Troy Anthony Davis was convicted of the 1989 shooting death of an off-duty Savannah, Ga., police officer responding to the beating of a homeless man in a parking lot. Since his 1991 trial, seven of nine prosecution witnesses have recanted their testimony and other witnesses have implicated someone else in the killing, The Atlanta Journal-Constitution said.
The order was unusual in that the court usually does not make a major decision during its summer recess, scotusblog.com reported.
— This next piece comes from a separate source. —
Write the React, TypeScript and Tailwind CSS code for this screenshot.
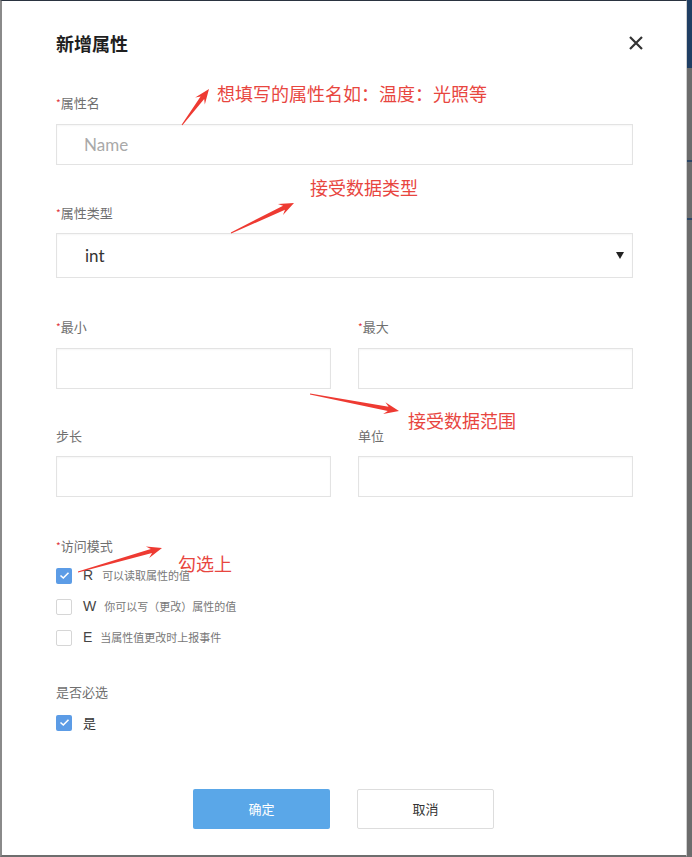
import React from "react";

const cjk = "font-['Noto_Sans_CJK_SC','Noto_Sans',sans-serif]";

type Pt = [number, number];

// tapered annotation arrow, tail -> tip
function arrowPoints(tail: Pt, tip: Pt): string {
  const [x1, y1] = tail;
  const [x2, y2] = tip;
  const dx = x2 - x1;
  const dy = y2 - y1;
  const len = Math.hypot(dx, dy);
  const ux = dx / len;
  const uy = dy / len;
  const nx = -uy;
  const ny = ux;
  const headLen = 15;
  const neck = 11;
  const bx = x2 - ux * headLen;
  const by = y2 - uy * headLen;
  const nxk = x2 - ux * neck;
  const nyk = y2 - uy * neck;
  const pts: Pt[] = [
    [x1 + nx * 0.5, y1 + ny * 0.5],
    [nxk + nx * 2.2, nyk + ny * 2.2],
    [bx + nx * 6, by + ny * 6],
    [x2, y2],
    [bx - nx * 6, by - ny * 6],
    [nxk - nx * 2.2, nyk - ny * 2.2],
    [x1 - nx * 0.5, y1 - ny * 0.5],
  ];
  return pts.map((p) => `${p[0].toFixed(1)},${p[1].toFixed(1)}`).join(" ");
}

const arrows: [Pt, Pt][] = [
  [[182, 125], [209, 89]],
  [[231, 233], [294, 203]],
  [[310, 394], [399, 411]],
  [[78, 572], [162, 548]],
];

function Label({ text, required }: { text: string; required?: boolean }) {
  return (
    <div className={`h-[18px] text-[13px] leading-[18px] text-[#6f6f6f] ${cjk}`}>
      {required && <span className="text-[10px] align-top text-[#e0363c]">*</span>}
      {text}
    </div>
  );
}

function Box({ h, children }: { h: string; children?: React.ReactNode }) {
  return (
    <div
      className={`${h} flex items-center border border-[#e3e3e3] bg-white shadow-[inset_0_1px_2px_rgba(0,0,0,0.04)]`}
    >
      {children}
    </div>
  );
}

function Check({ on }: { on?: boolean }) {
  if (on) {
    return (
      <div className="flex h-4 w-4 items-center justify-center rounded-[2px] bg-[#5c9ce6]">
        <svg width="11" height="9" viewBox="0 0 11 9">
          <path d="M1.5 4.5 L4.3 7 L9.5 1.8" fill="none" stroke="white" strokeWidth="1.6" />
        </svg>
      </div>
    );
  }
  return <div className="h-4 w-4 rounded-[2px] border border-[#d6d6d6] bg-white" />;
}

function ModeRow({ on, letter, desc, gap }: { on?: boolean; letter: string; desc: string; gap: string }) {
  return (
    <div className="flex h-[31px] items-center">
      <Check on={on} />
      <span className="ml-[11px] font-['Liberation_Sans',sans-serif] text-[14px] text-[#444]">{letter}</span>
      <span className={`${gap} text-[11px] text-[#777] ${cjk}`}>{desc}</span>
    </div>
  );
}

function Note({ text, className }: { text: string; className: string }) {
  return (
    <div
      className={`absolute whitespace-nowrap text-[18px] leading-[18px] text-[#e8463f] ${cjk} ${className}`}
    >
      {text}
    </div>
  );
}

export default function App() {
  return (
    <div className="relative flex h-[857px] w-[692px] overflow-hidden bg-white">
      <div className="flex flex-1 flex-col border-t border-l-2 border-b-2 border-t-[#2a3340] border-l-[#8a8a8a] border-b-[#6e6e6e] border-r border-r-[#d0d0d0] bg-white pl-[54px] pr-[53px]">
        {/* header */}
        <div className="mt-[31px] flex h-[22px] items-center justify-between">
          <h2 className={`text-[18px] font-bold text-[#1f1f1f] ${cjk}`}>新增属性</h2>
          <svg width="16" height="16" viewBox="0 0 16 16" className="mr-[-11px]">
            <path d="M2 2 L14 14 M14 2 L2 14" stroke="#333" strokeWidth="2.2" />
          </svg>
        </div>

        <div className="mt-[40px]">
          <Label text="属性名" required />
        </div>
        <div className="mt-[12px]">
          <Box h="h-[41px]">
            <span className="pl-[27px] font-['Lato',sans-serif] text-[17px] text-[#a9a9a9]">Name</span>
          </Box>
        </div>

        <div className="mt-[39px]">
          <Label text="属性类型" required />
        </div>
        <div className="mt-[11px]">
          <Box h="h-[45px]">
            <span className="flex-1 pl-[28px] font-['Lato',sans-serif] text-[17px] text-[#333]">int</span>
            <svg width="8" height="7" viewBox="0 0 8 7" className="mr-[8px]">
              <path d="M0 0 L8 0 L4 7 Z" fill="#222" />
            </svg>
          </Box>
        </div>

        <div className="mt-[40px] grid grid-cols-2 gap-x-[27px]">
          <Label text="最小" required />
          <Label text="最大" required />
        </div>
        <div className="mt-[12px] grid grid-cols-2 gap-x-[27px]">
          <Box h="h-[41px]" />
          <Box h="h-[41px]" />
        </div>

        <div className="mt-[38px] grid grid-cols-2 gap-x-[27px]">
          <Label text="步长" />
          <Label text="单位" />
        </div>
        <div className="mt-[11px] grid grid-cols-2 gap-x-[27px]">
          <Box h="h-[41px]" />
          <Box h="h-[41px]" />
        </div>

        <div className="mt-[40px]">
          <Label text="访问模式" required />
        </div>
        <div className="mt-[5px] flex flex-col">
          <ModeRow on letter="R" desc="可以读取属性的值" gap="ml-[9px]" />
          <ModeRow letter="W" desc="你可以写（更改）属性的值" gap="ml-[8px]" />
          <ModeRow letter="E" desc="当属性值更改时上报事件" gap="ml-[8px]" />
        </div>

        <div className="mt-[30px]">
          <Label text="是否必选" />
        </div>
        <div className="mt-[6px] flex h-[31px] items-center">
          <Check on />
          <span className={`ml-[11px] text-[13px] text-[#333] ${cjk}`}>是</span>
        </div>

        <div className="mt-[51px] flex justify-center gap-[27px] pr-[2px]">
          <button
            className={`h-[40px] w-[137px] rounded-[2px] bg-[#5aa7e8] text-[13px] text-white ${cjk}`}
          >
            确定
          </button>
          <button
            className={`h-[40px] w-[137px] rounded-[2px] border border-[#dddddd] bg-white text-[13px] text-[#333] ${cjk}`}
          >
            取消
          </button>
        </div>
      </div>

      {/* page behind the dialog */}
      <div className="flex w-[5px] flex-col border-b-2 border-b-[#6e6e6e] bg-[#6c6c6c]">
        <div className="h-[68px] bg-[#1f3e63]" />
        <div className="mt-[92px] h-[2px] bg-[#2d4766]" />
        <div className="mt-[56px] h-[2px] bg-[#2d4766]" />
      </div>

      {/* annotations on top of the form */}
      <svg className="pointer-events-none absolute inset-0" width="692" height="857">
        {arrows.map(([a, b], i) => (
          <polygon key={i} points={arrowPoints(a, b)} fill="#ee3a32" />
        ))}
      </svg>
      <Note text="想填写的属性名如：温度：光照等" className="left-[217px] top-[84px]" />
      <Note text="接受数据类型" className="left-[310px] top-[178px]" />
      <Note text="接受数据范围" className="left-[408px] top-[411px]" />
      <Note text="勾选上" className="left-[178px] top-[554px]" />
    </div>
  );
}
It is also unusual in that the court usually does not issue an opinion justifying its decision -- Justice John Paul Stevens wrote the opinion and was joined by the majority with the exception of Justice Sonia Sotomayor, who is new on the court.
Justice Antonin Scalia wrote a dissent and was joined by Justice Clarence Thomas.
Attorneys for Davis filed an original writ of habeas corpus -- a request that the justices review the constitutionality of his detention -- directly with the Supreme Court. Such requests make an end run around federal law limiting the scope of death penalty appeals.
"Today, without explanation and without any meaningful guidance, this (Supreme) Court sends the U.S. District Court ... on a fool's errand," Scalia wrote in dissent. "That court is directed to consider evidence of actual innocence which has been reviewed and rejected at least three times. ... I truly do not see how the District Court can discern what is expected of it."
A number of officials have taken up the prisoner's cause, including Pope Benedict XVI.